Plants naturally evolved over time to favor their regional climatic conditions. Figure 1 in the appendix shows a map of long-term rainfall averages in the United States. Figure 2 in the appendix shows a map of natural vegetative cover across the United States. Comparing the two maps shows how rainfall influences vegetative cover. Forests are more prevalent in the Eastern United States where there is more rainfall. The higher rainfall coupled with warm temperatures accounts for the well-leached, low organic-matter soils common in the Southeast as microbial processes can quickly degrade organic matter. Tall- and short-season grasses are predominant west of 100°W longitude where drier and desert conditions persist. The 100°W longitude line runs through the approximate centers of North Dakota and Texas.
Crops commonly grown in the humid, temperate Southeast are adapted to the region’s climate. When evaluating crops and available varieties for a rotation, determine if a variety’s preferred climate matches the farm’s climate. Consider the farm’s latitude, elevation and other site-specific factors that affect local climate.

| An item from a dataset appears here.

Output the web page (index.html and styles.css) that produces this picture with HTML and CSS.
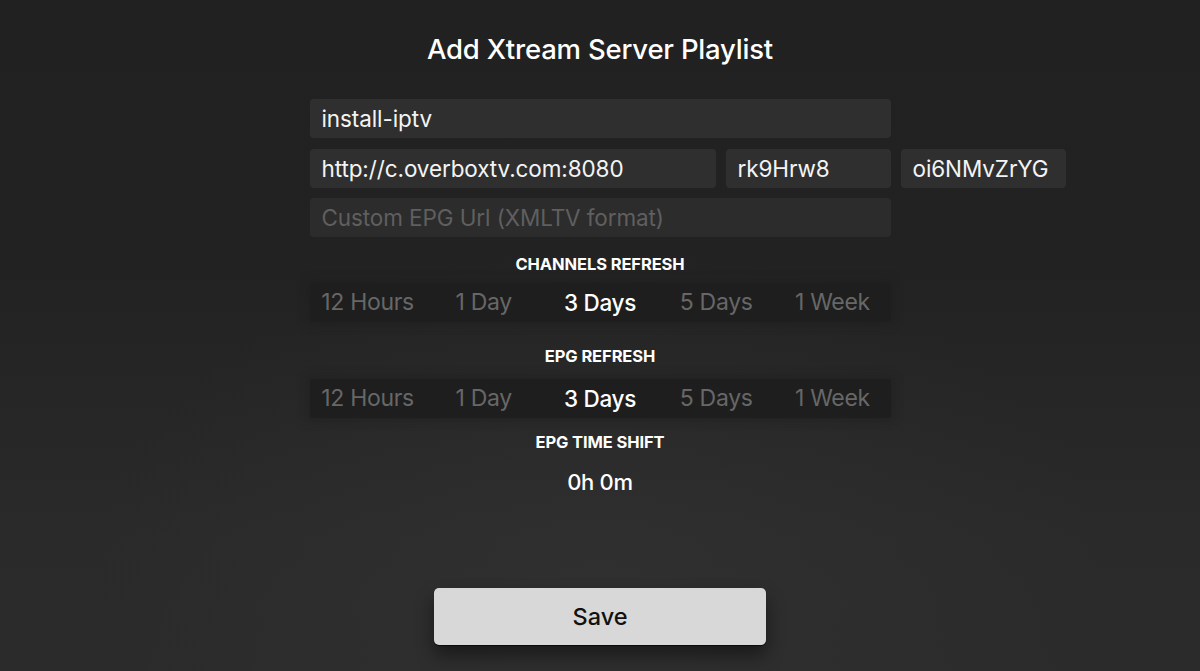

Soil characteristics impact the types of crops that can be grown successfully, as well as crop production management. The cation exchange capacity (CEC), soil texture and organic-matter content are particularly important soil properties. Soils provide pores for water and air retention, anchor the plants and have ion exchange sites. These properties affect nutrient retention, water-holding capacity and the microbial population for nutrient cycling.

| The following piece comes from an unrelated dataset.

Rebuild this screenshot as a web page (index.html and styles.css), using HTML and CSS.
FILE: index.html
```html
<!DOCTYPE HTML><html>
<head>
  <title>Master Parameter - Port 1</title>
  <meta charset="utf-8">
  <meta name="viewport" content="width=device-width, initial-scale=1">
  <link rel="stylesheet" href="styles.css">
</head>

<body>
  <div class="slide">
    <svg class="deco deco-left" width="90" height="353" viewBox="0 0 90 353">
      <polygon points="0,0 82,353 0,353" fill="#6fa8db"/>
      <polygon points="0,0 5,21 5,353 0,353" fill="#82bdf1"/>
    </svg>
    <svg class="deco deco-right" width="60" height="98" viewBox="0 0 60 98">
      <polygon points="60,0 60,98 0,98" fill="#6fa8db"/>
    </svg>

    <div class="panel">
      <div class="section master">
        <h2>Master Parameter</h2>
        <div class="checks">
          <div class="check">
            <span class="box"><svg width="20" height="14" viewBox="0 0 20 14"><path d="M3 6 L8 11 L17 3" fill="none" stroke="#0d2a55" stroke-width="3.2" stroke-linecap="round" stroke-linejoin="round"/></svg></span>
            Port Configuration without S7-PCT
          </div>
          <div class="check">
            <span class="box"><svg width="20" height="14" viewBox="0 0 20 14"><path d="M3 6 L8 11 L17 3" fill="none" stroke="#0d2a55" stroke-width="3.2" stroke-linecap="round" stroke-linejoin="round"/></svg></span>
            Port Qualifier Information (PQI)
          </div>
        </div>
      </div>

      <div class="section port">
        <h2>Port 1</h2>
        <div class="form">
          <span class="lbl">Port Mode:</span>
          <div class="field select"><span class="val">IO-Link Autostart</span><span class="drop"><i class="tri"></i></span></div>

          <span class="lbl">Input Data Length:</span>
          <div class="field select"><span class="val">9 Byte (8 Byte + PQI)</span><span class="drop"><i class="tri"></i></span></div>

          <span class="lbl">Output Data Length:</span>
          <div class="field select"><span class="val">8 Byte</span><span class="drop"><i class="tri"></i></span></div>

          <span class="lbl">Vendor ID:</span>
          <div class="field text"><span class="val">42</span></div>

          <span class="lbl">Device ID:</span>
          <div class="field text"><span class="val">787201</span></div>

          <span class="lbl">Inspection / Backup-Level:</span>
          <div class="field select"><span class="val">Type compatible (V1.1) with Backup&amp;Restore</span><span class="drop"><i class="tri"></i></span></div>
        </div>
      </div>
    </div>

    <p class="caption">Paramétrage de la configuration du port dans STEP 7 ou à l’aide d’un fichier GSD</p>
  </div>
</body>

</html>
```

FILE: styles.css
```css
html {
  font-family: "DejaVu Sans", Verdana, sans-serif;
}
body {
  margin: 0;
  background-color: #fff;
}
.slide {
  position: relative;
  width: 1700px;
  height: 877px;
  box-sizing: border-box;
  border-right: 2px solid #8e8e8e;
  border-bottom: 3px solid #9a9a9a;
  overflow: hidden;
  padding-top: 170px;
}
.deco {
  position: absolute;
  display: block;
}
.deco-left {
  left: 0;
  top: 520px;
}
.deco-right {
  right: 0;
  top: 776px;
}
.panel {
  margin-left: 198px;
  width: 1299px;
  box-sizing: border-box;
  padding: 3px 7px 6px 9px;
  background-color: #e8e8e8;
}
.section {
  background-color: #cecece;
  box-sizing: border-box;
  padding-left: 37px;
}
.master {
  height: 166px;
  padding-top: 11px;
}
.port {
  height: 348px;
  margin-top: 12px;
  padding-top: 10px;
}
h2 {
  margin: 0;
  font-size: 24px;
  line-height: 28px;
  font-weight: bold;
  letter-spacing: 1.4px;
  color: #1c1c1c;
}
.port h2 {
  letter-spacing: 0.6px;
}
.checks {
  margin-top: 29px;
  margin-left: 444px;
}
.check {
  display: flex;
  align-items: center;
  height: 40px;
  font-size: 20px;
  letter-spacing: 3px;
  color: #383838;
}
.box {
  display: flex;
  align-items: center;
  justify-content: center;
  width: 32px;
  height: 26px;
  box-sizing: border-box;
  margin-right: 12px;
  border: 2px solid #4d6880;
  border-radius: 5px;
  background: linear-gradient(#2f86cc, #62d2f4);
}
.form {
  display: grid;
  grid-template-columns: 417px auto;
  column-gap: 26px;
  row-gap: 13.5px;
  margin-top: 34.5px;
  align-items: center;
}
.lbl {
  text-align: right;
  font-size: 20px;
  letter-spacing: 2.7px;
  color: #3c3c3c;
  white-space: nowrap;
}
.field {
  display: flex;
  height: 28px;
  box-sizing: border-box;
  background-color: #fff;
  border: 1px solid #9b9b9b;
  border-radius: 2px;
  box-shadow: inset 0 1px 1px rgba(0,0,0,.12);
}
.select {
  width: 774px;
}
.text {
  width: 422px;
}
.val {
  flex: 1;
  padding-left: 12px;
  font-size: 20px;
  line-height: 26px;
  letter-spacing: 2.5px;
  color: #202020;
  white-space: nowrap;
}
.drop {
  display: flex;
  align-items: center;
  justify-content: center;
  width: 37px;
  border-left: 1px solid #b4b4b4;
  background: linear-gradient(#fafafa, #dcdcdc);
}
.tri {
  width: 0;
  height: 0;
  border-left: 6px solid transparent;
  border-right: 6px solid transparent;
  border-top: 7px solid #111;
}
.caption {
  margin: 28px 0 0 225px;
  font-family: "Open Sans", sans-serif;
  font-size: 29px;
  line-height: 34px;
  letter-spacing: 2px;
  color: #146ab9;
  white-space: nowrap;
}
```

Soil CEC refers to the number of negatively charged sites on soil particles and is an indicator of soil fertility. These sites attract cations, positively charged nutrients, from fertilizer as well as cations released during organic-matter decomposition. The nutrients are held on the sites in the root zone, available for plant uptake. Soils with a higher CEC can have more available nutrients for plant growth since they can hold more nutrients in the root zone. The soil orders that formed in the United States were influenced by regional climate. Ultisols are prevalent throughout most of the Southeast, with Alfisols common in the western part of the region. The fertility of these well-leached, low organic-matter soils is much lower than the Mollisol soils of the fertile Midwest (Table 7.3).
Soil texture is defined by the percentages of sand, silt and clay in the soil (Figure 7.1). Sandy soils have a low water-holding capacity and a low CEC. Ions, negatively and positively charged, such as nitrate (an anion) and potassium (a cation) are more likely to be leached out of the root zone in sandy soils due to fast movement of water and lower CEC. Soils with higher silt or clay percentages have a higher CEC and a greater water-holding capacity. They are less likely to leach ions. This difference affects crop selection and production management including fertilizer-application timing.

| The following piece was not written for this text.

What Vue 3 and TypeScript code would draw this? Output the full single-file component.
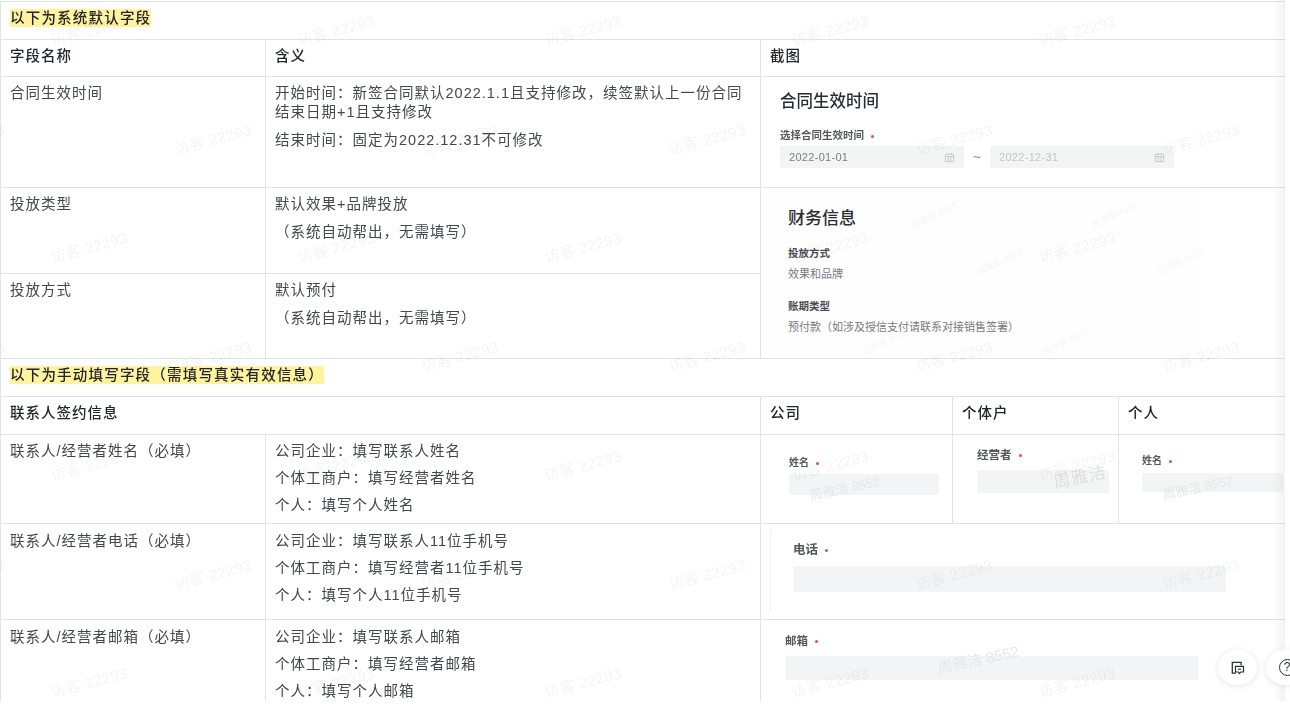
<template>
  <div class="page">
    <div class="doc">
      <table class="sheet">
        <colgroup>
          <col style="width: 265px" />
          <col style="width: 495px" />
          <col style="width: 192px" />
          <col style="width: 166px" />
          <col style="width: 182px" />
        </colgroup>
        <tbody>
          <tr class="r38">
            <td colspan="5" class="strong"><mark>以下为系统默认字段</mark></td>
          </tr>
          <tr class="r37">
            <td class="strong">字段名称</td>
            <td class="strong">含义</td>
            <td colspan="3" class="strong">截图</td>
          </tr>
          <tr class="r111">
            <td>合同生效时间</td>
            <td>
              <p>开始时间：新签合同默认2022.1.1且支持修改，续签默认上一份合同结束日期+1且支持修改</p>
              <p class="gap">结束时间：固定为2022.12.31不可修改</p>
            </td>
            <td colspan="3" class="shot">
              <div class="contract">
                <h3>合同生效时间</h3>
                <div class="mini-label wide">选择合同生效时间<i class="req"></i></div>
                <div class="range">
                  <div class="date">
                    <span>2022-01-01</span>
                    <svg viewBox="0 0 12 12" width="11" height="11"><path d="M1.5 2.5h9v8h-9zM1.5 5h9M4.5 5v5.5M7.5 5v5.5M4 1v2M8 1v2" fill="none" stroke="#c4c6ca" stroke-width="1" /></svg>
                  </div>
                  <span class="tilde">~</span>
                  <div class="date dim">
                    <span>2022-12-31</span>
                    <svg viewBox="0 0 12 12" width="11" height="11"><path d="M1.5 2.5h9v8h-9zM1.5 5h9M4.5 5v5.5M7.5 5v5.5M4 1v2M8 1v2" fill="none" stroke="#c4c6ca" stroke-width="1" /></svg>
                  </div>
                </div>
              </div>
            </td>
          </tr>
          <tr class="r86">
            <td>投放类型</td>
            <td>
              <p>默认效果+品牌投放</p>
              <p class="gap">（系统自动帮出，无需填写）</p>
            </td>
            <td colspan="3" rowspan="2" class="shot">
              <div class="finance">
                <span v-for="m in financeMarks" :key="m.x + '-' + m.y" class="inner-mark" :style="{ left: m.x + 'px', top: m.y + 'px' }">成海俊 4315</span>
                <h3>财务信息</h3>
                <div class="fin-label">投放方式</div>
                <div class="fin-value">效果和品牌</div>
                <div class="fin-label second">账期类型</div>
                <div class="fin-value">预付款（如涉及授信支付请联系对接销售签署）</div>
              </div>
            </td>
          </tr>
          <tr class="r85">
            <td>投放方式</td>
            <td>
              <p>默认预付</p>
              <p class="gap">（系统自动帮出，无需填写）</p>
            </td>
          </tr>
          <tr class="r38">
            <td colspan="5" class="strong"><mark>以下为手动填写字段（需填写真实有效信息）</mark></td>
          </tr>
          <tr class="r38">
            <td colspan="2" class="strong">联系人签约信息</td>
            <td class="strong">公司</td>
            <td class="strong">个体户</td>
            <td class="strong">个人</td>
          </tr>
          <tr class="r89">
            <td>联系人/经营者姓名（必填）</td>
            <td>
              <p v-for="line in nameLines" :key="line" class="stack">{{ line }}</p>
            </td>
            <td class="shot">
              <div class="name-a">
                <div class="mini-label">姓名<i class="req"></i></div>
                <div class="blank"><span class="ghost">周雅洁 8552</span></div>
              </div>
            </td>
            <td class="shot">
              <div class="name-b">
                <div class="mid-label">经营者<i class="req"></i></div>
                <div class="blank"><span class="ghost big">周雅洁</span></div>
              </div>
            </td>
            <td class="shot">
              <div class="name-c">
                <div class="mini-label">姓名<i class="req"></i></div>
                <div class="blank"><span class="ghost">周雅洁 8552</span></div>
              </div>
            </td>
          </tr>
          <tr class="r96">
            <td>联系人/经营者电话（必填）</td>
            <td>
              <p v-for="line in phoneLines" :key="line" class="stack">{{ line }}</p>
            </td>
            <td colspan="3" class="shot">
              <div class="phone">
                <div class="big-label">电话<i class="req"></i></div>
                <div class="blank"></div>
              </div>
            </td>
          </tr>
          <tr class="r96">
            <td>联系人/经营者邮箱（必填）</td>
            <td>
              <p v-for="line in mailLines" :key="line" class="stack">{{ line }}</p>
            </td>
            <td colspan="3" class="shot">
              <div class="mail">
                <div class="mid-label">邮箱<i class="req"></i></div>
                <div class="blank"><span class="ghost wide">周雅洁 8552</span></div>
              </div>
            </td>
          </tr>
        </tbody>
      </table>

      <!-- page watermark -->
      <div class="marks">
        <span v-for="m in marks" :key="m.x + '-' + m.y" class="mark" :style="{ left: m.x + 'px', top: m.y + 'px' }">访客 22293</span>
      </div>
      <div class="edge"></div>
    </div>

    <button class="float-btn feedback" aria-label="反馈">
      <svg viewBox="0 0 20 20" width="17" height="16">
        <path d="M8 16.5H3.5V3h11v3.5" fill="none" stroke="#2b2f36" stroke-width="1.6" />
        <path d="M7.5 8h10v7h-3.5l-1.5 2-1.5-2H7.5z" fill="none" stroke="#2b2f36" stroke-width="1.5" />
        <path d="M10.5 11.5h4" stroke="#2b2f36" stroke-width="1.4" />
      </svg>
    </button>
    <button class="float-btn help" aria-label="帮助">
      <span>?</span>
    </button>
  </div>
</template>

<script setup lang="ts">
import { computed } from 'vue'

interface Mark {
  x: number
  y: number
}

const nameLines = ['公司企业：填写联系人姓名', '个体工商户：填写经营者姓名', '个人：填写个人姓名']
const phoneLines = ['公司企业：填写联系人11位手机号', '个体工商户：填写经营者11位手机号', '个人：填写个人11位手机号']
const mailLines = ['公司企业：填写联系人邮箱', '个体工商户：填写经营者邮箱', '个人：填写个人邮箱']

// staggered watermark grid, every other row shifted by half a period
const marks = computed<Mark[]>(() => {
  const list: Mark[] = []
  for (let row = 0; row < 7; row++) {
    const start = row % 2 === 0 ? 51 : -72
    for (let col = 0; col < 7; col++) {
      const x = start + col * 247
      if (x < 1250) list.push({ x, y: 31 + row * 108.7 })
    }
  }
  return list
})

const financeMarks: Mark[] = [
  { x: 140, y: 15 },
  { x: 320, y: 15 },
  { x: 205, y: 62 },
  { x: 385, y: 62 },
  { x: 90, y: 142 },
  { x: 270, y: 142 }
]
</script>

<style>
html,
body {
  margin: 0;
  background: #fff;
  overflow: hidden;
}
</style>

<style scoped>
.page {
  position: relative;
  width: 1290px;
  height: 710px;
  overflow: hidden;
  background: #fff;
  font-family: "Liberation Sans", "Noto Sans CJK SC", sans-serif;
  color: #44474d;
}

.doc {
  position: relative;
  width: 1285px;
  height: 701px;
  padding-top: 1px;
  box-sizing: border-box;
  overflow: hidden;
  filter: blur(0.45px);
}

.sheet {
  width: 1300px;
  table-layout: fixed;
  border-collapse: collapse;
  font-size: 14.5px;
  letter-spacing: 1px;
  line-height: 19px;
}

.sheet td {
  border: 1px solid #e2e3e7;
  padding: 7px 9px;
  vertical-align: top;
}

.sheet td.shot {
  padding: 0;
  position: relative;
  letter-spacing: 0;
}

.r38 { height: 38px; }
.r37 { height: 37px; }
.r111 { height: 111px; }
.r86 { height: 86px; }
.r85 { height: 85px; }
.r89 { height: 89px; }
.r96 { height: 96px; }

.r96 td:not(.shot) {
  padding-top: 8px;
}

.strong {
  font-weight: 500;
  color: #22252b;
}

mark {
  background: #fff39f;
  color: inherit;
  padding: 1px 0;
  letter-spacing: 1.2px;
}

p {
  margin: 0;
}

.gap {
  margin-top: 9px;
}

.stack + .stack {
  margin-top: 8px;
}

h3 {
  margin: 0;
  font-weight: 500;
  color: #2a2d33;
}

.req {
  display: inline-block;
  width: 3px;
  height: 3px;
  margin-left: 7px;
  border-radius: 50%;
  background: #f04848;
  vertical-align: middle;
}

.mini-label {
  font-size: 10px;
  line-height: 14px;
  font-weight: 700;
  color: #55585d;
}

.mini-label.wide {
  font-size: 10.5px;
}

.mid-label {
  font-size: 11.5px;
  line-height: 16px;
  font-weight: 700;
  color: #55585d;
}

.big-label {
  font-size: 12.5px;
  line-height: 18px;
  font-weight: 700;
  color: #55585d;
}

.blank {
  position: relative;
  border-radius: 2px;
  background: #f3f4f5;
}

.ghost {
  position: absolute;
  left: 20px;
  top: 5px;
  font-size: 13px;
  white-space: nowrap;
  color: #e6e7e9;
  transform: rotate(-12deg);
}

.ghost.big {
  left: 76px;
  top: -2px;
  font-size: 17px;
  letter-spacing: 1px;
  color: #dedfe1;
}

.ghost.wide {
  left: 152px;
  top: -6px;
  font-size: 15px;
}

.contract {
  padding: 14px 0 0 19px;
}

.contract h3 {
  font-size: 16.5px;
  line-height: 20px;
}

.contract .mini-label {
  margin-top: 17px;
}

.range {
  display: flex;
  align-items: center;
  margin-top: 4px;
}

.date {
  display: flex;
  align-items: center;
  justify-content: space-between;
  width: 184px;
  height: 22px;
  padding: 0 9px;
  box-sizing: border-box;
  border-radius: 2px;
  background: #f3f4f5;
  font-size: 11px;
  letter-spacing: 0.3px;
  color: #7b7e83;
}

.date.dim {
  color: #c2c4c7;
}

.tilde {
  width: 26px;
  text-align: center;
  font-size: 14px;
  color: #8a8d92;
}

.finance {
  position: relative;
  margin: 3px 0 0 9px;
  width: 430px;
  height: 165px;
  padding: 17px 0 0 18px;
  box-sizing: border-box;
  background: #fefefe;
}

.finance h3 {
  font-size: 17px;
  line-height: 22px;
}

.fin-label {
  margin-top: 16px;
  font-size: 10.5px;
  line-height: 14px;
  font-weight: 700;
  color: #4a4d52;
}

.fin-label.second {
  margin-top: 18px;
}

.fin-value {
  margin-top: 7px;
  font-size: 11px;
  line-height: 14px;
  color: #777a7f;
}

.inner-mark {
  position: absolute;
  font-size: 9px;
  color: #f5f6f6;
  white-space: nowrap;
  transform: rotate(-25deg);
}

.name-a {
  padding: 21px 13px 0 28px;
}

.name-a .blank {
  height: 21px;
  margin-top: 4px;
}

.name-b {
  padding: 12px 9px 0 24px;
}

.name-b .blank {
  height: 23px;
  margin-top: 7px;
}

.name-c {
  padding: 19px 0 0 23px;
}

.name-c .blank {
  width: 141px;
  height: 19px;
  margin-top: 5px;
}

.phone {
  margin: 7px 0 0 9px;
  height: 80px;
  padding: 10px 0 0 22px;
  box-sizing: border-box;
  border-left: 1px solid #eeeff0;
}

.phone .blank {
  width: 433px;
  height: 26px;
  margin-top: 7px;
}

.mail {
  padding: 13px 0 0 24px;
}

.mail .blank {
  width: 414px;
  height: 24px;
  margin-top: 7px;
}

.marks {
  position: absolute;
  inset: 0;
  pointer-events: none;
}

.mark {
  position: absolute;
  font-size: 15px;
  line-height: 20px;
  letter-spacing: 0.4px;
  white-space: nowrap;
  color: rgba(30, 35, 45, 0.05);
  transform: rotate(-15deg);
  transform-origin: left center;
}

.edge {
  position: absolute;
  top: 0;
  right: 0;
  bottom: 0;
  width: 11px;
  background: linear-gradient(to right, rgba(0, 0, 0, 0), rgba(0, 0, 0, 0.05));
}

.float-btn {
  position: absolute;
  top: 650px;
  display: flex;
  align-items: center;
  justify-content: center;
  width: 39px;
  height: 35px;
  padding: 0;
  border: none;
  border-radius: 50%;
  background: #fff;
  box-shadow: 0 1px 7px rgba(0, 0, 0, 0.1);
}

.feedback {
  left: 1218px;
}

.help {
  left: 1266px;
}

.help span {
  width: 15px;
  height: 15px;
  margin-left: 3px;
  border: 1.4px solid #2b2f36;
  border-radius: 50%;
  font-size: 12px;
  line-height: 15px;
  color: #2b2f36;
  font-family: "Liberation Sans", sans-serif;
}
</style>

The soil texture is an inherent field condition that cannot be cost-effectively changed using chemical fertilizers, additives or mechanical tillage. For example, it is difficult to change a highly leached Ultisol soil into a fertile Mollisol. However, over time, crop rotations that use the right crops increase soil organic-matter concentrations and improve the inherent physical and chemical properties of the soil.
Soil maps are available from local USDA Natural Resources Conservation Service (NRCS) offices. Or, search the web for “Web Soil Survey” to find NRCS soil maps online. Check these maps to determine an area’s predominant soil type and its inherent soil characteristics. To determine the characteristics of a field’s soil, collect soil samples from the top four inches for no-till fields and other undisturbed landscapes. For conventional and reduced-tillage fields, take samples from the top six inches. Testing at these depths assesses the root zone nutrient concentrations and assists in developing a fertility-management plan.
Crop Markets and Prices
Crop markets are well established throughout the country. Before including specialty crops in a rotation, identify the market for them. For instance, peanuts require special handling and belt-driven machinery for moving the pods from place to place without damage. Even though temperature, moisture and soils may be ideal for peanut production, if there is not a peanut-handling facility in the area, peanuts are not a viable crop option. Secure a market and buyer prior to introducing a new cash crop into the rotation.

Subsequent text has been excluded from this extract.